Windaba 2019 kicked off with a welcome address by Minister of Mineral Resources and Energy, Gwede Mantashe, acknowledging the role of the wind sector in South Africa’s economic growth.
Enabling factors include an exceptional resource and a growing recognition that wind power can help plug Africa’s energy gap, attract investment, foster economic growth and create jobs.
South Africa remains the continent’s wind powerhouse, but other countries are catching up fast, experts said during the 2019 Windaba conference.
In terms of energy generation capacity, Africa’s energy mix is no longer confined to oil, coal and gas.
According to estimates by the Global Wind Energy Council (GWEC), the Southern African Development Community (SADC), a region comprising 16 countries, alone has a wind energy potential of around 18GW.
“This is one-third of the region’s current power pool,” said Johan van den Berg, Head of the Africa-EU Energy Partnership (AEEP) Secretariat. “The East Coast of Africa, stretching from Northern Mozambique to Kenya, has a huge potential.”
Other wind energy hotspots include Mauritius, Zambia, Namibia, and Tanzania, added Ntombifuthi Ntuli, CEO of the South African Wind Energy Association (SAWEA).
“Namibia’s National Integrated Resource Plan calls for 149MW of wind energy to be developed by 2035,” she said. “Tanzania, in the meantime, has plans to develop four onshore wind energy projects with a total capacity of 550MW. Recently the country announced a 300MW wind farm of which construction will start soon.”
Africa's top wind energy leader
South Africa remains Africa’s top wind energy leader.
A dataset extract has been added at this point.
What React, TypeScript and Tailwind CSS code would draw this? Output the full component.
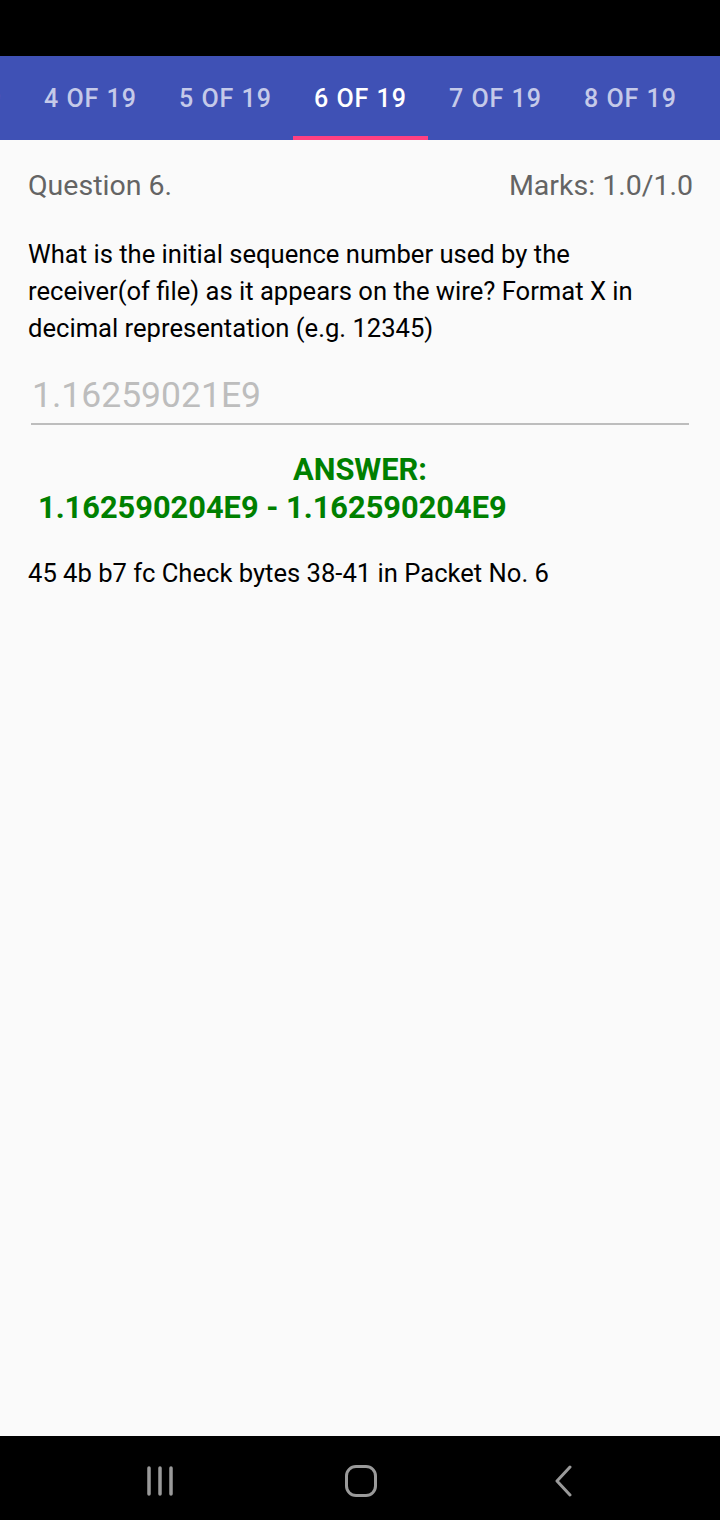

Between its inception in 2011 and March 2019, the country’s Renewable Energy Independent Power Producer Procurement (REIPPP) programme has procured 3,366MW from 36 independent wind power producers.
“Besides strengthening our overall energy security, the South African wind energy sector has attracted R80.6 billion worth of investments since 2011, of which Foreign Direct Investment (FDI) accounted for R13.2 billion,” said Ntuli.
A strong political will has been a crucial ingredient in these achievements, Ntuli said. “The value of the leadership demonstrated by the government at the moment cannot be understated – it is directly driving the return of investor confidence,” she explained.
A second but no less important role player in creating and developing South Africa’s wind energy ecosystem has been the quality of the resource. “A study by the Centre for Scientific and Industrial Research (CSIR) indicates that the wind resource potential in South Africa is extremely good. It has concluded that wind turbines with extraordinarily high load factors could be operated on 80% of our surface area, along the coast but also inland,” Ntuli said.
Miguel Arias Canete, Commissioner for Climate Action and Energy at the European Commission, noted that developing a wind energy ecosystem in South Africa has not been just about generating clean and affordable power and attracting investment. It is also about stimulating job creation.
Wind IPPs creating jobs
According to SAWEA statistics, South Africa’s wind IPPs helped create 10,099 job years since 2011. That is a third of all job-years created by all 112 renewable Independent Power Producers (IPPs) that fall under the REIPPP.
“South Africa’s engagement has allowed the development of a vibrant industry on the continent and has contributed to creating local employment in the sector,” Canete said.
Ntuli agrees and says her own organisation played a pivotal role in this. “SAWEA has illustrated that by adopting an approach that both smooths out annual wind energy procurement and raises annual procurement limits on renewables can create many more jobs in construction and manufacturing.”
Whilst South Africa should definitely be seen as an African wind energy role model, Van Den Berg stressed that one shouldn’t copy what the country has done.
“Markets vary. There needs to be a localised approach to developing sustainable wind energy sectors in the region,” he said, noting that the country can nevertheless teach the rest of the continent a few lessons in terms of developing a resilient and investor-friendly wind energy sector.
“The first thing countries need to do is to make sure policies and regulatory frameworks are optimised and are stable. This is necessary to have financiers back projects,” he explained. “They need to have a sense of comfort that the rules will stay the same for the duration of a project and that their investment is safe.”